The 1989 federal budget cuts to the Department of National Defence identified CFB Summerside as a candidate for base closure. At the time, the base employed some 1,200, and contributed about C$50 million to the province's economy each year. Local concern groups were formed to protest the closure. On 14 May 1989, about 10,000 people (more than the population of Summerside at the time) marched in protest. City streets were festooned in yellow ribbons, a symbol of opposition to the closure. About 400 Prince Edward Islanders travelled to Ottawa in June 1989 to protest at Parliament Hill. In response to this opposition, then-minister of national defence, Bill McKnight, told the House of Commons, "there is no military operational reason to maintain that base". In 1991 the base was closed and the majority of military units were transferred to CFB Greenwood in Nova Scotia.

===Past scheduled passenger airline service===

The airfield was served by Eastern Provincial Airways during the 1960s and early 1970s which operated nonstop flights to Moncton and the Magdalen Islands as well as direct service via a stop in Charlottetown to Halifax; Sydney, NS; Deer Lake, NL; Gander, NL; and St. John's, NL with Douglas DC-3 prop aircraft and Handley Page Dart Herald turboprop aircraft.

==Current use==

The entire property including airfield, housing units, hangars and support structures was renamed Slemon Park and was transferred to a local development authority named "Slemon Park Corporation". Today the site is host to a mix of public and private sector operations, including Vector Aerospace and several other aerospace companies. Employment at Slemon Park facilities now exceeds pre-1991 levels.
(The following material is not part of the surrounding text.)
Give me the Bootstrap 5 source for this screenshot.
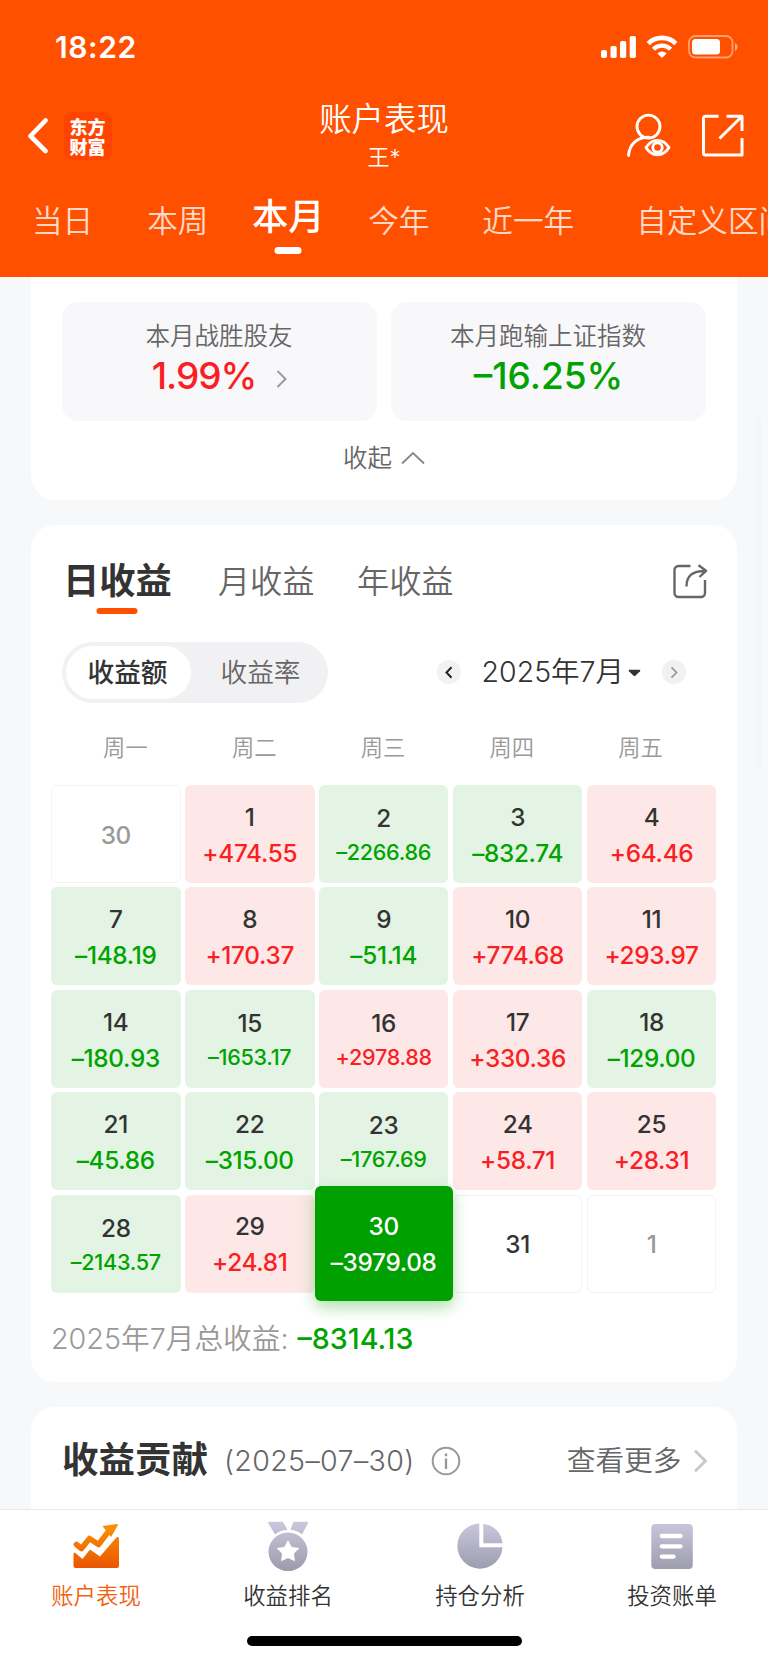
<!DOCTYPE html>
<html lang="zh-CN">
<head>
<meta charset="utf-8">
<meta name="viewport" content="width=device-width, initial-scale=1">
<title>账户表现</title>
<link href="https://cdn.jsdelivr.net/npm/bootstrap@5.3.0/dist/css/bootstrap.min.css" rel="stylesheet">
<style>
:root{--brand:#ff5000;--up:#f91f22;--down:#00a300;--ink:#333;--mute:#666;--faint:#999}
html,body{height:1663px;overflow:hidden}
body{font-family:Inter,"Noto Sans CJK SC",sans-serif;background:#f7f8fa;color:var(--ink);line-height:1.2;-webkit-font-smoothing:antialiased}
svg{display:block;flex:none}
.up{color:var(--up)}.down{color:var(--down)}
/* header */
.app-header{height:276.5px;background:var(--brand);color:#fff;flex:none}
.status-row{height:94px;padding:0 29px 0 55px}
.clock{font-size:30px;font-weight:600;letter-spacing:.6px}
.title-row{height:84px;display:grid;grid-template-columns:1fr auto 1fr;padding:0 27px}
.logo{width:48px;height:48px;border-radius:9px;background:#ff4400;font:900 18px/20px "Noto Sans CJK SC",sans-serif;text-align:center;margin-left:14.5px;padding-bottom:1px}
.page-title{font-size:32.4px;line-height:42px;font-weight:350;padding-top:5px}
.page-sub{font-size:22px;line-height:32px;font-weight:350}
.range-tabs{height:90px;padding:0 0 4px 32px;font-size:30.6px;font-weight:350;overflow:hidden}
.range-tabs>span{color:#ffffffcc;flex:none;white-space:nowrap;line-height:42px}
.range-tabs>.current{color:#fff;font-size:36.4px;font-weight:500;position:relative;top:-4px}
.current::after,.on::after{content:"";position:absolute;left:50%;transform:translateX(-50%);border-radius:4px}
.range-tabs>.current::after{width:27px;height:6.5px;background:#fff;top:51px}
/* cards */
.panel{background:#fff;border-radius:24px;margin:0 31px;flex:none}
.panel-top{height:223.5px;border-radius:0 0 24px 24px;padding:25.5px 31px 0}
.stat{height:119px;flex:1;border-radius:16px;background:#f8f8fb;padding-top:18px}
.stat-label{font-size:24.5px;line-height:32px;font-weight:350;color:var(--mute);margin-left:-1px}
.stat-value{font-size:37px;line-height:48px;font-weight:500}
.win{letter-spacing:-1px;padding-left:1px}
.fold{font-size:24.5px;font-weight:350;color:var(--mute);height:76px;padding-left:1px}
.panel-cal{height:857px;margin-top:25px;padding:0 20px}
.kind-tabs{height:114px;padding:0 9px 0 12px;font-size:32.2px;font-weight:350;color:var(--mute)}
.kind-tabs .on{position:relative;font-size:36.3px;font-weight:600;color:var(--ink)}
.on::after{width:41px;height:6px;background:var(--brand);top:48px}
.filter-row{height:66px;padding:0 31px 0 11px}
.seg{width:266px;height:61px;border-radius:31px;background:#f1f1f4;padding:4px;font-size:26.7px}
.seg>span{border-radius:27px;height:53px;line-height:53px;text-align:center}
.seg-on{width:125px;background:#fff;font-weight:500;padding-right:2px}
.seg-off{width:133px;color:var(--mute);font-weight:350;padding-left:6px}
.dot{width:24px;height:24px;border-radius:50%;background:#f1f1f4}
.month{font-size:28.5px;font-weight:350;margin:1px 21px 0;position:relative}
.weekdays{height:80px;padding:6px 12px 0 10px;font-size:22.3px;font-weight:350;color:var(--faint)}
.weekdays>span{flex:1;text-align:center}
.days{display:grid;grid-template-columns:repeat(5,129.6px);grid-auto-rows:98px;gap:4.4px 4.35px;font-size:24.3px;font-weight:500;letter-spacing:-.3px}
.day{border-radius:6px;line-height:36px;display:flex;flex-direction:column;align-items:center;justify-content:center;padding-top:1.5px}
.day.g{background:#e4f4e4}.day.g b{color:var(--down)}
.day.r{background:#fee7e7}.day.r b{color:var(--up)}
.day b{font-weight:500}
.day.long b{font-size:21.6px;line-height:33px}
.day.blank{border:1px solid #f3f3f3}
.off{color:var(--faint)}
.picked{margin:-8.6px -4.1px;background:#00a000;color:#fff;z-index:1;box-shadow:0 6px 16px #00a00055;position:relative}
.total{font-size:28.7px;font-weight:350;color:var(--faint);height:94px}
.total b{font-weight:500;color:var(--down);font-size:28.6px;margin-left:9px}
.panel-contrib{height:130px;margin-top:25px;border-radius:24px 24px 0 0;padding:0 29.5px 22px 31px}
.contrib-title{font-size:36.5px;font-weight:700}
.contrib-date{font-size:28.6px;font-weight:350;letter-spacing:.35px;color:var(--mute)}
.more{font-size:28.7px;font-weight:350;color:var(--mute)}
.scroll-hint{position:absolute;left:756px;top:417px;width:5px;height:351px;background:#f4f5f7}
/* bottom bar */
.tabbar{height:154.5px;background:#fff;border-top:1.5px solid #e9eaec;flex:none}
.tabbar a{flex:1;color:var(--ink);text-decoration:none;font-size:22.4px;font-weight:350;padding-top:10.5px}
.tabbar a.here{color:#f5600f}
.tabbar a span{line-height:30px;margin-top:8.5px}
.home-bar{width:275px;height:10.5px;border-radius:6px;background:#000;margin:0 auto 17px}
</style>
</head>
<body class="d-flex flex-column position-relative">

<header class="app-header">
  <div class="status-row d-flex align-items-center justify-content-between">
    <span class="clock">18:22</span>
    <div class="d-flex align-items-center">
      <svg width="36" height="23" viewBox="0 0 36 23" fill="#fff"><rect x="0" y="14" width="6" height="8" rx="1.8"/><rect x="9.5" y="10" width="6.2" height="12" rx="1.8"/><rect x="19" y="5" width="6.2" height="17" rx="1.8"/><rect x="28.7" y="0" width="6.2" height="22" rx="1.8"/></svg>
      <svg style="margin-left:9px" width="32" height="24" viewBox="1 0 32 24" fill="none" stroke="#fff"><path stroke-width="4.6" d="M3.2 8.6a19.5 19.5 0 0 1 27.6 0"/><path stroke-width="4.2" d="M8.4 14.2a12.2 12.2 0 0 1 17.2 0"/><path d="M17 23l-4.6-4.6a6.5 6.5 0 0 1 9.2 0z" fill="#fff" stroke="none"/></svg>
      <svg style="margin-left:10px" width="51" height="24" viewBox="0 0 51 24"><rect x="1" y="1" width="43.500" height="21.500" rx="6.500" fill="none" stroke="#fff" stroke-opacity=".45" stroke-width="1.800"/><rect x="4" y="4" width="28" height="15.500" rx="3.500" fill="#fff"/><path d="M47 8v8c3.400-1.600 3.400-6.400 0-8z" fill="#fff" fill-opacity=".5"/></svg>
    </div>
  </div>
  <div class="title-row">
    <div class="d-flex align-items-center">
      <svg width="22" height="36" viewBox="0 0 22 36" fill="none" stroke="#fff" stroke-width="4.600" stroke-linecap="round" stroke-linejoin="round"><path d="M18.500 2.500L3.500 18l15 15"/></svg>
      <div class="logo d-flex flex-column justify-content-center"><span>东方</span><span>财富</span></div>
    </div>
    <div class="text-center">
      <div class="page-title">账户表现</div>
      <div class="page-sub">王*</div>
    </div>
    <div class="d-flex align-items-center justify-content-end" style="margin-right:-4px">
      <svg width="46" height="46" viewBox="0 0 46 46" fill="none" stroke="#fff" stroke-width="2.900" stroke-linecap="round" stroke-linejoin="round"><circle cx="22.500" cy="13.600" r="11.500"/><path d="M2.500 42.500C3.500 31 11 24.300 22.500 24.300"/><path d="M20 34.600c6-9.600 17-9.600 23 0-6 9.600-17 9.600-23 0z"/><circle cx="31.500" cy="34.600" r="4.700"/></svg>
      <svg style="margin-left:29px" width="44" height="44" viewBox="0 0 44 44" fill="none" stroke="#fff" stroke-width="3" stroke-linejoin="round"><path d="M17.500 2.200H4.500a2 2 0 0 0-2 2v34.800a2 2 0 0 0 2 2H41V24M25.500 2.200H41V17M41 2.200L18.500 24.500"/></svg>
    </div>
  </div>
  <nav class="range-tabs d-flex align-items-center">
    <span>当日</span><span style="margin-left:54px">本周</span><span class="current" style="margin-left:43.5px">本月</span><span style="margin-left:43.5px">今年</span><span style="margin-left:53px">近一年</span><span style="margin-left:62px">自定义区间</span>
  </nav>
</header>

<main class="flex-grow-1 overflow-hidden d-flex flex-column">
  <section class="panel panel-top">
    <div class="d-flex text-center" style="gap:14px">
      <div class="stat">
        <div class="stat-label">本月战胜股友</div>
        <div class="stat-value up win d-flex justify-content-center align-items-center">1.99%
          <svg style="margin:5px 0 0 20px" width="12" height="20" viewBox="0 0 12 20" fill="none" stroke="#999" stroke-width="1.900"><path d="M1.500 2l8 8-8 8"/></svg></div>
      </div>
      <div class="stat">
        <div class="stat-label">本月跑输上证指数</div>
        <div class="stat-value down">–16.25%</div>
      </div>
    </div>
    <div class="fold d-flex align-items-center justify-content-center">收起<svg class="ms-2" width="26" height="16" viewBox="0 0 26 16" fill="none" stroke="#888" stroke-width="1.900"><path d="M2 12.500L13 2 24 12.500"/></svg></div>
  </section>

  <section class="panel panel-cal">
    <div class="kind-tabs d-flex align-items-center">
      <span class="on">日收益</span><span style="margin-left:46px">月收益</span><span style="margin-left:42.5px">年收益</span>
      <svg class="ms-auto" width="36" height="36" viewBox="0 0 36 36" fill="none" stroke="#666" stroke-width="2.400" stroke-linejoin="round"><path d="M18.500 2H6.500a4 4 0 0 0-4 4v23a4 4 0 0 0 4 4h22.500a4 4 0 0 0 4-4V16"/><path d="M14.500 22.500C14.500 11.500 20.500 7 33 7M26.500 1.300L34 6.800 27.500 13"/></svg>
    </div>
    <div class="filter-row d-flex align-items-center">
      <div class="seg d-flex"><span class="seg-on">收益额</span><span class="seg-off">收益率</span></div>
      <div class="dot ms-auto d-flex align-items-center justify-content-center"><svg width="8" height="13" viewBox="0 0 8 13" fill="none" stroke="#222" stroke-width="2"><path d="M6.500 1.300L1.500 6.500l5 5.200"/></svg></div>
      <span class="month d-flex align-items-center">2025年7月<svg style="margin-left:4px" width="13" height="8" viewBox="0 0 13 8"><path d="M1.200.8h10.600q1 .6.200 1.400L7.600 6.500q-1.100 1-2.200 0L1 2.200Q.2 1.400 1.200.8z" fill="#333"/></svg></span>
      <div class="dot d-flex align-items-center justify-content-center"><svg width="8" height="13" viewBox="0 0 8 13" fill="none" stroke="#999" stroke-width="1.800"><path d="M1.500 1.300l5 5.200-5 5.200"/></svg></div>
    </div>
    <div class="weekdays d-flex align-items-center"><span>周一</span><span>周二</span><span>周三</span><span>周四</span><span>周五</span></div>
    <div class="days">
      <div class="day blank off">30</div>
      <div class="day r">1<b>+474.55</b></div>
      <div class="day g long">2<b>–2266.86</b></div>
      <div class="day g">3<b>–832.74</b></div>
      <div class="day r">4<b>+64.46</b></div>
      <div class="day g">7<b>–148.19</b></div>
      <div class="day r">8<b>+170.37</b></div>
      <div class="day g">9<b>–51.14</b></div>
      <div class="day r">10<b>+774.68</b></div>
      <div class="day r">11<b>+293.97</b></div>
      <div class="day g">14<b>–180.93</b></div>
      <div class="day g long">15<b>–1653.17</b></div>
      <div class="day r long">16<b>+2978.88</b></div>
      <div class="day r">17<b>+330.36</b></div>
      <div class="day g">18<b>–129.00</b></div>
      <div class="day g">21<b>–45.86</b></div>
      <div class="day g">22<b>–315.00</b></div>
      <div class="day g long">23<b>–1767.69</b></div>
      <div class="day r">24<b>+58.71</b></div>
      <div class="day r">25<b>+28.31</b></div>
      <div class="day g long">28<b>–2143.57</b></div>
      <div class="day r">29<b>+24.81</b></div>
      <div class="day picked">30<b>–3979.08</b></div>
      <div class="day blank">31</div>
      <div class="day blank off">1</div>
    </div>
    <div class="total d-flex align-items-center"><span>2025年7月总收益:</span><b>–8314.13</b></div>
  </section>

  <section class="panel panel-contrib d-flex align-items-center">
    <span class="contrib-title">收益贡献</span>
    <span class="contrib-date" style="margin-left:16px">(2025–07–30)</span>
    <svg class="ms-3" width="30" height="30" viewBox="0 0 30 30" fill="none" stroke="#999" stroke-width="2"><circle cx="15" cy="15" r="13.300"/><path d="M15 12.500v10.500M15 7.600v2.600" stroke-width="2.400"/></svg>
    <span class="more ms-auto">查看更多</span>
    <svg style="margin-left:11px" width="15" height="24" viewBox="0 0 15 24" fill="none" stroke="#c8c8c8" stroke-width="2.800"><path d="M2 1.800L12.500 12 2 22.200"/></svg>
  </section>
</main>
<div class="scroll-hint"></div>

<footer class="tabbar d-flex flex-column justify-content-between">
  <nav class="d-flex">
    <a href="#" class="here d-flex flex-column align-items-center">
      <svg width="50" height="52" viewBox="0 0 50 52"><defs><linearGradient id="hot" gradientUnits="userSpaceOnUse" x1="0" y1="3" x2="0" y2="48"><stop stop-color="#fb9500"/><stop offset="1" stop-color="#ea5504"/></linearGradient><linearGradient id="dim" gradientUnits="userSpaceOnUse" x1="0" y1="2" x2="0" y2="50"><stop stop-color="#c9c8dc"/><stop offset="1" stop-color="#9d9bae"/></linearGradient></defs>
        <path fill="url(#hot)" d="M2.500 34.500Q2.500 31 5 33.500L11.500 39 19 29.500 29 36.500 44.500 18.500Q48 15.500 48 19v27q0 2-2 2H4.500q-2 0-2-2z"/>
        <path fill="none" stroke="url(#hot)" stroke-width="5.600" stroke-linejoin="round" stroke-linecap="round" d="M5.500 24.500L10.500 28.500 18.500 18.500 27.500 24.500 39 9.500"/><path fill="url(#hot)" d="M31.500 6L46 4q1.500 0 .7 1.500L40 17z"/></svg>
      <span>账户表现</span></a>
    <a href="#" class="d-flex flex-column align-items-center">
      <svg width="50" height="52" viewBox="0 0 50 52" fill="url(#dim)"><path d="M6.500 1.800H20l4.500 8q-7 .3-12.500 4.700L5.200 3q-.4-1.200 1.300-1.200zM30.500 1.800h13.500q1.700 0 1 1.400L39 14.500q-4.500-4-11.500-4.700z"/><path fill-rule="evenodd" d="M25 12.500a19.500 19.300 0 1 0 .01 0zM25 20l3.600 7 7.800 1.100-5.500 5.600 1.100 7.600-7-3.400-7 3.400 1.100-7.600-5.500-5.600 7.800-1.100z"/></svg>
      <span>收益排名</span></a>
    <a href="#" class="d-flex flex-column align-items-center">
      <svg width="50" height="52" viewBox="0 0 50 52" fill="url(#dim)"><path d="M24.300 3.500V27.300H47.500A22.600 22.600 0 1 1 24.300 3.500z"/><path d="M28.300 3.700Q45.500 7 47.500 23.200H28.300z"/></svg>
      <span>持仓分析</span></a>
    <a href="#" class="d-flex flex-column align-items-center">
      <svg width="50" height="52" viewBox="0 0 50 52"><rect x="4.300" y="4" width="41.500" height="45" rx="4" fill="url(#dim)"/><path d="M14.800 16h18.800M14.800 26.300h18.800M14.800 36.600h11.800" stroke="#fff" stroke-width="4.300" stroke-linecap="round"/></svg>
      <span>投资账单</span></a>
  </nav>
  <div class="home-bar"></div>
</footer>
<script src="https://cdn.jsdelivr.net/npm/bootstrap@5.3.0/dist/js/bootstrap.bundle.min.js"></script>
</body>
</html>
The airfield remains active as the Summerside Airport. Though the airfield has the longest runways in the province, it only supports general aviation with the closest scheduled passenger airline flights being offered via the Charlottetown Airport.

During its existence as an air force base, CFB Summerside was jurisdictionally situated in the township of Lot 17. In the 1995 municipal amalgamation that created the city of Summerside, the city's municipal boundary was extended to divide the former base. Under these plans, Summerside Airport and the industrial facilities of Slemon Park remained in Lot 17 while the residential area of Slemon Park was placed within the city of Summerside.

==Incidents and accidents==
- On 31 March 1977, a Canadair CP-107 Argus maritime patrol aircraft crashed while attempting to land at the base. Of the 16 crew members on board, three were killed.
- On 24 May 1986, a CF-18 fighter jet attached to 425 Tactical Fighter Squadron at CFB Bagotville crashed into Malpeque Bay shortly after taking off from CFB Summerside, killing the pilot, Captain Tristan De Koninck. It was the third crash of a CF-18.